Don’t miss the No Silver Bullet Reloaded Retrospective OOPSLA Panel Summary post by InfoQ. It’s a worth read. Great panelists and great content.
Some statements that I’ve found interesting:
Desire for people to seek better tools rather than “actually learning the trade.” Dave used the metaphor: “there is an old saying: ‘the poor workman blames his tools’ – people are poor workmen, I think most programmers are poor workmen.” Dave also said that people are looking for silver bullets to avoid learning the trade.
We still need great designers, and I think we still have far too few, and we still need to cultivate an atmosphere of hard work but also an inner-disciplinary perspective that takes us uncomfortably out of our coding world.

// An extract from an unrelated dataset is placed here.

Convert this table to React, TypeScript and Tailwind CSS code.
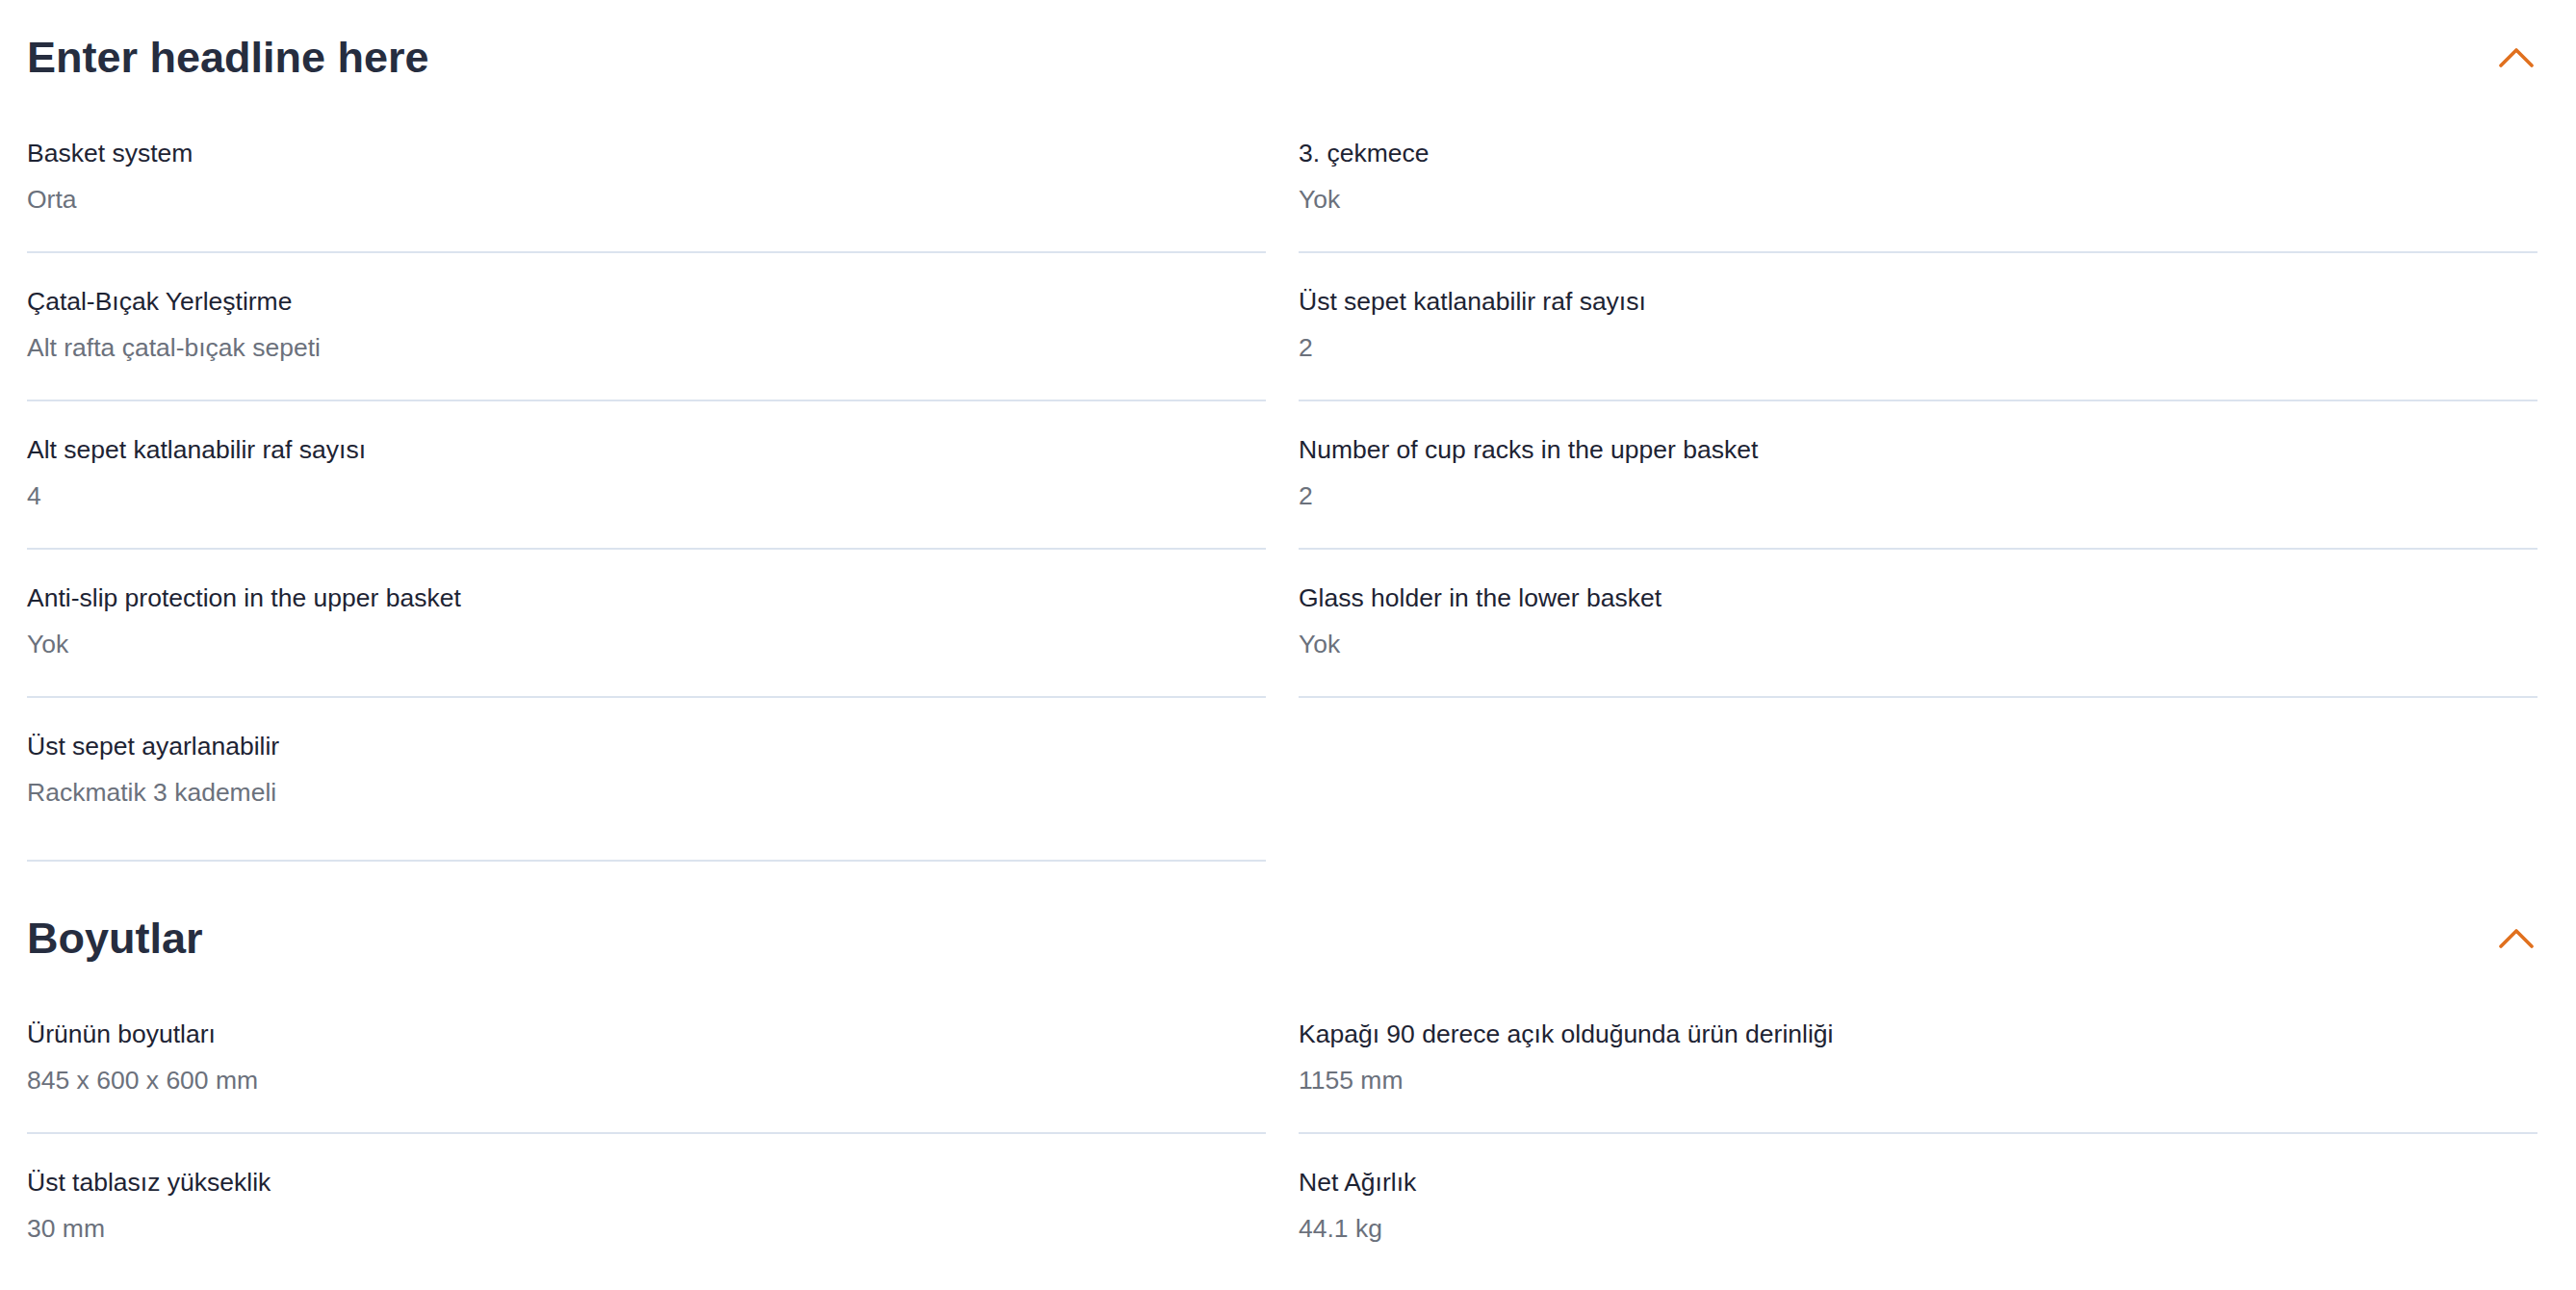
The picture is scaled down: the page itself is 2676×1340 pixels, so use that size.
import React from 'react';

type Spec = { label: string; value: string };

const basketSpecs: Spec[] = [
  { label: 'Basket system', value: 'Orta' },
  { label: '3. çekmece', value: 'Yok' },
  { label: 'Çatal-Bıçak Yerleştirme', value: 'Alt rafta çatal-bıçak sepeti' },
  { label: 'Üst sepet katlanabilir raf sayısı', value: '2' },
  { label: 'Alt sepet katlanabilir raf sayısı', value: '4' },
  { label: 'Number of cup racks in the upper basket', value: '2' },
  { label: 'Anti-slip protection in the upper basket', value: 'Yok' },
  { label: 'Glass holder in the lower basket', value: 'Yok' },
  { label: 'Üst sepet ayarlanabilir', value: 'Rackmatik 3 kademeli' },
];

const dimensionSpecs: Spec[] = [
  { label: 'Ürünün boyutları', value: '845 x 600 x 600 mm' },
  { label: 'Kapağı 90 derece açık olduğunda ürün derinliği', value: '1155 mm' },
  { label: 'Üst tablasız yükseklik', value: '30 mm' },
  { label: 'Net Ağırlık', value: '44.1 kg' },
];

const ChevronUp = () => (
  <svg width="36" height="20" viewBox="0 0 36 20" fill="none" className="mr-[4px] shrink-0">
    <polyline
      points="2,18 18,2 34,18"
      stroke="#e0701e"
      strokeWidth="3.6"
      strokeLinecap="round"
      strokeLinejoin="round"
    />
  </svg>
);

const SpecSection: React.FC<{ title: string; specs: Spec[]; first?: boolean }> = ({
  title,
  specs,
  first,
}) => {
  const lastRowStart = specs.length - (specs.length % 2 === 0 ? 2 : 1);
  return (
    <section className={first ? 'pt-[32px]' : 'pt-[52px]'}>
      <div className="flex items-center justify-between">
        <h2 className="text-[45px] leading-[56px] font-bold text-[#262d3f]">{title}</h2>
        <button className="flex items-center">
          <ChevronUp />
        </button>
      </div>

      <div className="mt-[21px] grid grid-cols-2 gap-x-[34px]">
        {specs.map((spec, i) => (
          <div
            key={spec.label}
            className={
              i >= lastRowStart
                ? 'pt-[32px] pb-[52px] border-b-2 border-[#dbe3ee]'
                : 'pt-[32px] pb-[36px] border-b-2 border-[#dbe3ee]'
            }
          >
            <div className="text-[26.5px] leading-[36px] text-[#1d2333]">{spec.label}</div>
            <div className="mt-[12px] text-[26.5px] leading-[36px] text-[#6b717c]">{spec.value}</div>
          </div>
        ))}
      </div>
    </section>
  );
};

export default function App() {
  return (
    <div
      className="min-h-screen bg-white pl-[28px] pr-[40px]"
      style={{ fontFamily: '"Liberation Sans", Arial, sans-serif' }}
    >
      <SpecSection title="Enter headline here" specs={basketSpecs} first />
      <SpecSection title="Boyutlar" specs={dimensionSpecs} />
    </div>
  );
}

He called today’s state of the art in software development (especially middleware) a gratuitous disaster due to overly quick fast pace of change in API’s and frameworks which create immature software and also create too much difficulty for average software teams to track and stay up to date with. Dave claimed that the majority of today’s enterprise systems are basically just CRUD applications: “In the end these people are trying to do things that are fairly straight forward, and if they were working on a mainframe using a 4GL, they would actually have the thing done.“
He has seen “real successes” in niches, citing highly specialized domain-specific and specialized language applications in airlines reservations and hedge funds;
You can’t measure your output, you can’t measure your productivity, no way you can run sensible experiments to figure out whether one technique is better than another. …
The biggest difficulty in software development is the communication between the people writing the software and the people for who the software is being written. The conceptual attacks, the essence problems, focus a great deal on trying to improve that communication. The trouble of doing that, of course, is that it’s hard to get that communication flowing. Some of the business people don’t want to talk with software people, and fortunately the software people are hopeless when it comes to social interaction, they can’t talk to business people.
You seem to think that with hardly any information at the beginning of the project you can map out exactly what’s going to happen, pin down costs, commit yourselves to all sorts of unrealistic plans. And then you wonder why it is that I always manage to turn up. That illusion of control, the idea that on basis of hardly any data you can let make these grand predictions, that very folly is one of my greatest strengths.
I know of no field of engineering where people do less study of each other’s work, where they do less study of precedents, where they do less study of classical models. I think that that is a very dangerous thing.